Repeat each record exactly. Any picture gets left out.

::: SUPPLIED DATA :::

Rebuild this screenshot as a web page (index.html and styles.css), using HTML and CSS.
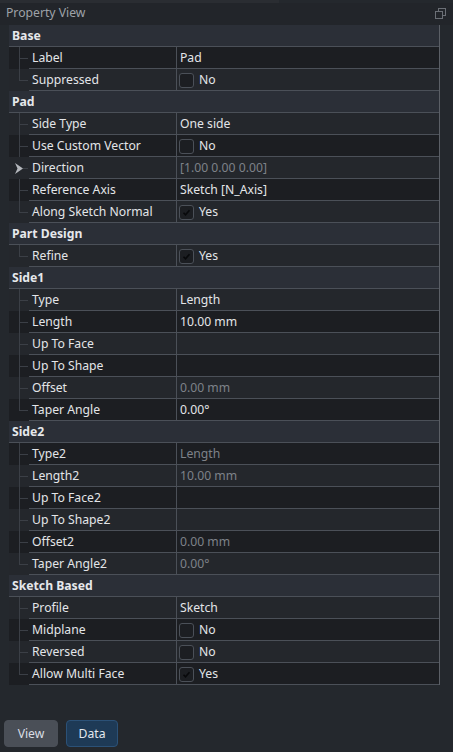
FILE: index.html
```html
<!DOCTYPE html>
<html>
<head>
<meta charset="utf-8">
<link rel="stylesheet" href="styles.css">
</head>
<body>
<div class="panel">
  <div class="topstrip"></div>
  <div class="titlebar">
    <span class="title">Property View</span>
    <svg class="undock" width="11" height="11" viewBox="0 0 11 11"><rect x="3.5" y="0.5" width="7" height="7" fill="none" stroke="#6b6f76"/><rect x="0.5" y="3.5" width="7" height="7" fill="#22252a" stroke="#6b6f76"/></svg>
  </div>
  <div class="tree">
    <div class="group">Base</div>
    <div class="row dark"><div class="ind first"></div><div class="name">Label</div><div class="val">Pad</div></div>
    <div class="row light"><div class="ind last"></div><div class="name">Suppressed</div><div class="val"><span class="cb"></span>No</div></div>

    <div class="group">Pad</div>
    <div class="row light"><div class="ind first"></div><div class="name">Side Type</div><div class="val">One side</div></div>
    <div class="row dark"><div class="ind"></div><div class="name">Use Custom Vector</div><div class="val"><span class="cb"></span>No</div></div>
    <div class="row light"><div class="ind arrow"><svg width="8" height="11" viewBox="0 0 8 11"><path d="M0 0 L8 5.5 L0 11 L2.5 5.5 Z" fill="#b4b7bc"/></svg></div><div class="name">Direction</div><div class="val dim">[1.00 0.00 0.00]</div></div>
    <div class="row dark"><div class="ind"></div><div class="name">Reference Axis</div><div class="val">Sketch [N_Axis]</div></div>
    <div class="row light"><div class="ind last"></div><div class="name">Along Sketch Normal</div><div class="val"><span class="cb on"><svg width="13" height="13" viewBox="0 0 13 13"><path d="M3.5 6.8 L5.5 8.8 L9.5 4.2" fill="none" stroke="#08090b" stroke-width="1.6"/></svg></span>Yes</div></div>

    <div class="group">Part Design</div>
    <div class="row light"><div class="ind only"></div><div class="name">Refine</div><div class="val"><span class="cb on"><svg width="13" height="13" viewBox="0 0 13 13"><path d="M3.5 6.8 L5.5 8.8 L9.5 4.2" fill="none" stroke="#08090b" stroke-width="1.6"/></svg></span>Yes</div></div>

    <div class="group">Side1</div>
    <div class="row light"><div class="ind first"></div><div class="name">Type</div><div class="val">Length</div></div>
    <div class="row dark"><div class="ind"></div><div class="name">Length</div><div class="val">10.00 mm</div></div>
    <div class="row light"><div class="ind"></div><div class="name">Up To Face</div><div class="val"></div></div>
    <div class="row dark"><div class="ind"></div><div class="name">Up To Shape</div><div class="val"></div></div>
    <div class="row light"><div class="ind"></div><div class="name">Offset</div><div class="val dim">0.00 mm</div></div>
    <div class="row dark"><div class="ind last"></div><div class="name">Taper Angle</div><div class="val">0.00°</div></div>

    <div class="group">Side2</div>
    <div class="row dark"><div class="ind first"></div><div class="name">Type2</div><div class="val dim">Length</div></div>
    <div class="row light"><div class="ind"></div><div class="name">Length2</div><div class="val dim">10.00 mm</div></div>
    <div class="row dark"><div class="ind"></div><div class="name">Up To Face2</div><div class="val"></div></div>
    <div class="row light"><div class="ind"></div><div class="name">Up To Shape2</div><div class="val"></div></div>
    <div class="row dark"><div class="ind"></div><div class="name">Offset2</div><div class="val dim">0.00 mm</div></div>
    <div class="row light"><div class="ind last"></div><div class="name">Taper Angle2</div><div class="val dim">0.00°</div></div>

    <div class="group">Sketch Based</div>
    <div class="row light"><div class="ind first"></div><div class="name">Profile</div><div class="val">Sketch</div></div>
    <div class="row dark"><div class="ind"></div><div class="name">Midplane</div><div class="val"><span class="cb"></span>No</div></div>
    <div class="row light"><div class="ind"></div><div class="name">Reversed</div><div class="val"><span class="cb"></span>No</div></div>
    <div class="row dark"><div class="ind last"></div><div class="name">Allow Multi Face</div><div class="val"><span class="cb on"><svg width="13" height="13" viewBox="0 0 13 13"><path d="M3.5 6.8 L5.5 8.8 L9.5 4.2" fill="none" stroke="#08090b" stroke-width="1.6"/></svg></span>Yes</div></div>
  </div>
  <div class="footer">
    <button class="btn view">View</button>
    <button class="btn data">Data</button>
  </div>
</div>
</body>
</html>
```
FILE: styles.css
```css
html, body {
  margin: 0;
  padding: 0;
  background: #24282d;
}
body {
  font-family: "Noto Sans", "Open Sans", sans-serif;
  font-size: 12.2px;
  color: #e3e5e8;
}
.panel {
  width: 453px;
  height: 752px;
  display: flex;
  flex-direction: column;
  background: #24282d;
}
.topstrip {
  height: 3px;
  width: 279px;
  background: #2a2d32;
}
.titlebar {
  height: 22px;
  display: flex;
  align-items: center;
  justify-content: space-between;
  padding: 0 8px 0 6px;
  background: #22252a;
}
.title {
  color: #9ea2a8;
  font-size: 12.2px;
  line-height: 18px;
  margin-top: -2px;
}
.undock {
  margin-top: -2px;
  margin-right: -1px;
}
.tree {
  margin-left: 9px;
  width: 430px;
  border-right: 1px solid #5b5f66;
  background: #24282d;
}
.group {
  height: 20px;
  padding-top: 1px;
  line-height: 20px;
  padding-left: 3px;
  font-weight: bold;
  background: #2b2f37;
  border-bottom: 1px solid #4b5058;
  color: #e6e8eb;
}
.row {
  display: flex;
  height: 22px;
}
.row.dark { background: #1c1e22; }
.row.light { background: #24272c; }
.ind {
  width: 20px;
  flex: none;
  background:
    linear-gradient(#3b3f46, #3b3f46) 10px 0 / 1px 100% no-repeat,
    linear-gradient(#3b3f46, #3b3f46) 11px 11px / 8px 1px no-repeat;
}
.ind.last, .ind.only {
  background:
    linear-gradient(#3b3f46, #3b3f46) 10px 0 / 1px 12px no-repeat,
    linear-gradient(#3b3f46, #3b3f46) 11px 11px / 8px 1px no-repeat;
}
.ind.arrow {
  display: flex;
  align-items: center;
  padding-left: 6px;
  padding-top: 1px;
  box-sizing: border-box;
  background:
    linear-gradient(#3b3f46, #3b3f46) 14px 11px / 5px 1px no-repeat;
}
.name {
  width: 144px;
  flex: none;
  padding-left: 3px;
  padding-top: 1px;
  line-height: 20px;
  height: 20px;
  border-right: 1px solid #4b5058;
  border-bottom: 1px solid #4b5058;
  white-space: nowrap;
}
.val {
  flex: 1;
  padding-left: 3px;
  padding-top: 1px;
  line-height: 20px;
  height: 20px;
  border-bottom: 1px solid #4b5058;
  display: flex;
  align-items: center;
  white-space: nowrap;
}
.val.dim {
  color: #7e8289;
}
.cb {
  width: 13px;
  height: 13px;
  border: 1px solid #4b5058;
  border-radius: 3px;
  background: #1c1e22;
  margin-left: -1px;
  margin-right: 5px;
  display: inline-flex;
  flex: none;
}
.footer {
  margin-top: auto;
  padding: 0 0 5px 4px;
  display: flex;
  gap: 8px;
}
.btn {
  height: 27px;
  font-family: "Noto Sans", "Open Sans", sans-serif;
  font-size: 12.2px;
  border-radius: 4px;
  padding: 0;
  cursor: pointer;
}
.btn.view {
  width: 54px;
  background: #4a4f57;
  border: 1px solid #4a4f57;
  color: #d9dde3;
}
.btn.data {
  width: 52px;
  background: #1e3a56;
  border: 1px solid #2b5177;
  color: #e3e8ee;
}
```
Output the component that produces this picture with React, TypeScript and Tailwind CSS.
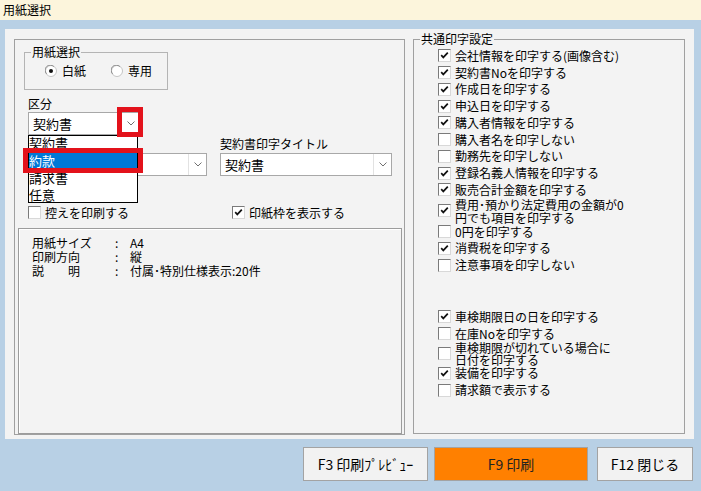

:::

(EXERCISE RESPONSE)
Rebuild this screenshot as a web page (index.html and styles.css), using HTML and CSS.
FILE: index.html
```html
<!DOCTYPE html>
<html>
<head>
<meta charset="utf-8">
<link rel="stylesheet" href="styles.css">
</head>
<body>
<div class="panel">
  <div class="topstrip"></div>
  <div class="titlebar">
    <span class="title">Property View</span>
    <svg class="undock" width="11" height="11" viewBox="0 0 11 11"><rect x="3.5" y="0.5" width="7" height="7" fill="none" stroke="#6b6f76"/><rect x="0.5" y="3.5" width="7" height="7" fill="#22252a" stroke="#6b6f76"/></svg>
  </div>
  <div class="tree">
    <div class="group">Base</div>
    <div class="row dark"><div class="ind first"></div><div class="name">Label</div><div class="val">Pad</div></div>
    <div class="row light"><div class="ind last"></div><div class="name">Suppressed</div><div class="val"><span class="cb"></span>No</div></div>

    <div class="group">Pad</div>
    <div class="row light"><div class="ind first"></div><div class="name">Side Type</div><div class="val">One side</div></div>
    <div class="row dark"><div class="ind"></div><div class="name">Use Custom Vector</div><div class="val"><span class="cb"></span>No</div></div>
    <div class="row light"><div class="ind arrow"><svg width="8" height="11" viewBox="0 0 8 11"><path d="M0 0 L8 5.5 L0 11 L2.5 5.5 Z" fill="#b4b7bc"/></svg></div><div class="name">Direction</div><div class="val dim">[1.00 0.00 0.00]</div></div>
    <div class="row dark"><div class="ind"></div><div class="name">Reference Axis</div><div class="val">Sketch [N_Axis]</div></div>
    <div class="row light"><div class="ind last"></div><div class="name">Along Sketch Normal</div><div class="val"><span class="cb on"><svg width="13" height="13" viewBox="0 0 13 13"><path d="M3.5 6.8 L5.5 8.8 L9.5 4.2" fill="none" stroke="#08090b" stroke-width="1.6"/></svg></span>Yes</div></div>

    <div class="group">Part Design</div>
    <div class="row light"><div class="ind only"></div><div class="name">Refine</div><div class="val"><span class="cb on"><svg width="13" height="13" viewBox="0 0 13 13"><path d="M3.5 6.8 L5.5 8.8 L9.5 4.2" fill="none" stroke="#08090b" stroke-width="1.6"/></svg></span>Yes</div></div>

    <div class="group">Side1</div>
    <div class="row light"><div class="ind first"></div><div class="name">Type</div><div class="val">Length</div></div>
    <div class="row dark"><div class="ind"></div><div class="name">Length</div><div class="val">10.00 mm</div></div>
    <div class="row light"><div class="ind"></div><div class="name">Up To Face</div><div class="val"></div></div>
    <div class="row dark"><div class="ind"></div><div class="name">Up To Shape</div><div class="val"></div></div>
    <div class="row light"><div class="ind"></div><div class="name">Offset</div><div class="val dim">0.00 mm</div></div>
    <div class="row dark"><div class="ind last"></div><div class="name">Taper Angle</div><div class="val">0.00°</div></div>

    <div class="group">Side2</div>
    <div class="row dark"><div class="ind first"></div><div class="name">Type2</div><div class="val dim">Length</div></div>
    <div class="row light"><div class="ind"></div><div class="name">Length2</div><div class="val dim">10.00 mm</div></div>
    <div class="row dark"><div class="ind"></div><div class="name">Up To Face2</div><div class="val"></div></div>
    <div class="row light"><div class="ind"></div><div class="name">Up To Shape2</div><div class="val"></div></div>
    <div class="row dark"><div class="ind"></div><div class="name">Offset2</div><div class="val dim">0.00 mm</div></div>
    <div class="row light"><div class="ind last"></div><div class="name">Taper Angle2</div><div class="val dim">0.00°</div></div>

    <div class="group">Sketch Based</div>
    <div class="row light"><div class="ind first"></div><div class="name">Profile</div><div class="val">Sketch</div></div>
    <div class="row dark"><div class="ind"></div><div class="name">Midplane</div><div class="val"><span class="cb"></span>No</div></div>
    <div class="row light"><div class="ind"></div><div class="name">Reversed</div><div class="val"><span class="cb"></span>No</div></div>
    <div class="row dark"><div class="ind last"></div><div class="name">Allow Multi Face</div><div class="val"><span class="cb on"><svg width="13" height="13" viewBox="0 0 13 13"><path d="M3.5 6.8 L5.5 8.8 L9.5 4.2" fill="none" stroke="#08090b" stroke-width="1.6"/></svg></span>Yes</div></div>
  </div>
  <div class="footer">
    <button class="btn view">View</button>
    <button class="btn data">Data</button>
  </div>
</div>
</body>
</html>
```
FILE: styles.css
```css
html, body {
  margin: 0;
  padding: 0;
  background: #24282d;
}
body {
  font-family: "Noto Sans", "Open Sans", sans-serif;
  font-size: 12.2px;
  color: #e3e5e8;
}
.panel {
  width: 453px;
  height: 752px;
  display: flex;
  flex-direction: column;
  background: #24282d;
}
.topstrip {
  height: 3px;
  width: 279px;
  background: #2a2d32;
}
.titlebar {
  height: 22px;
  display: flex;
  align-items: center;
  justify-content: space-between;
  padding: 0 8px 0 6px;
  background: #22252a;
}
.title {
  color: #9ea2a8;
  font-size: 12.2px;
  line-height: 18px;
  margin-top: -2px;
}
.undock {
  margin-top: -2px;
  margin-right: -1px;
}
.tree {
  margin-left: 9px;
  width: 430px;
  border-right: 1px solid #5b5f66;
  background: #24282d;
}
.group {
  height: 20px;
  padding-top: 1px;
  line-height: 20px;
  padding-left: 3px;
  font-weight: bold;
  background: #2b2f37;
  border-bottom: 1px solid #4b5058;
  color: #e6e8eb;
}
.row {
  display: flex;
  height: 22px;
}
.row.dark { background: #1c1e22; }
.row.light { background: #24272c; }
.ind {
  width: 20px;
  flex: none;
  background:
    linear-gradient(#3b3f46, #3b3f46) 10px 0 / 1px 100% no-repeat,
    linear-gradient(#3b3f46, #3b3f46) 11px 11px / 8px 1px no-repeat;
}
.ind.last, .ind.only {
  background:
    linear-gradient(#3b3f46, #3b3f46) 10px 0 / 1px 12px no-repeat,
    linear-gradient(#3b3f46, #3b3f46) 11px 11px / 8px 1px no-repeat;
}
.ind.arrow {
  display: flex;
  align-items: center;
  padding-left: 6px;
  padding-top: 1px;
  box-sizing: border-box;
  background:
    linear-gradient(#3b3f46, #3b3f46) 14px 11px / 5px 1px no-repeat;
}
.name {
  width: 144px;
  flex: none;
  padding-left: 3px;
  padding-top: 1px;
  line-height: 20px;
  height: 20px;
  border-right: 1px solid #4b5058;
  border-bottom: 1px solid #4b5058;
  white-space: nowrap;
}
.val {
  flex: 1;
  padding-left: 3px;
  padding-top: 1px;
  line-height: 20px;
  height: 20px;
  border-bottom: 1px solid #4b5058;
  display: flex;
  align-items: center;
  white-space: nowrap;
}
.val.dim {
  color: #7e8289;
}
.cb {
  width: 13px;
  height: 13px;
  border: 1px solid #4b5058;
  border-radius: 3px;
  background: #1c1e22;
  margin-left: -1px;
  margin-right: 5px;
  display: inline-flex;
  flex: none;
}
.footer {
  margin-top: auto;
  padding: 0 0 5px 4px;
  display: flex;
  gap: 8px;
}
.btn {
  height: 27px;
  font-family: "Noto Sans", "Open Sans", sans-serif;
  font-size: 12.2px;
  border-radius: 4px;
  padding: 0;
  cursor: pointer;
}
.btn.view {
  width: 54px;
  background: #4a4f57;
  border: 1px solid #4a4f57;
  color: #d9dde3;
}
.btn.data {
  width: 52px;
  background: #1e3a56;
  border: 1px solid #2b5177;
  color: #e3e8ee;
}
```
Output the component that produces this picture with React, TypeScript and Tailwind CSS.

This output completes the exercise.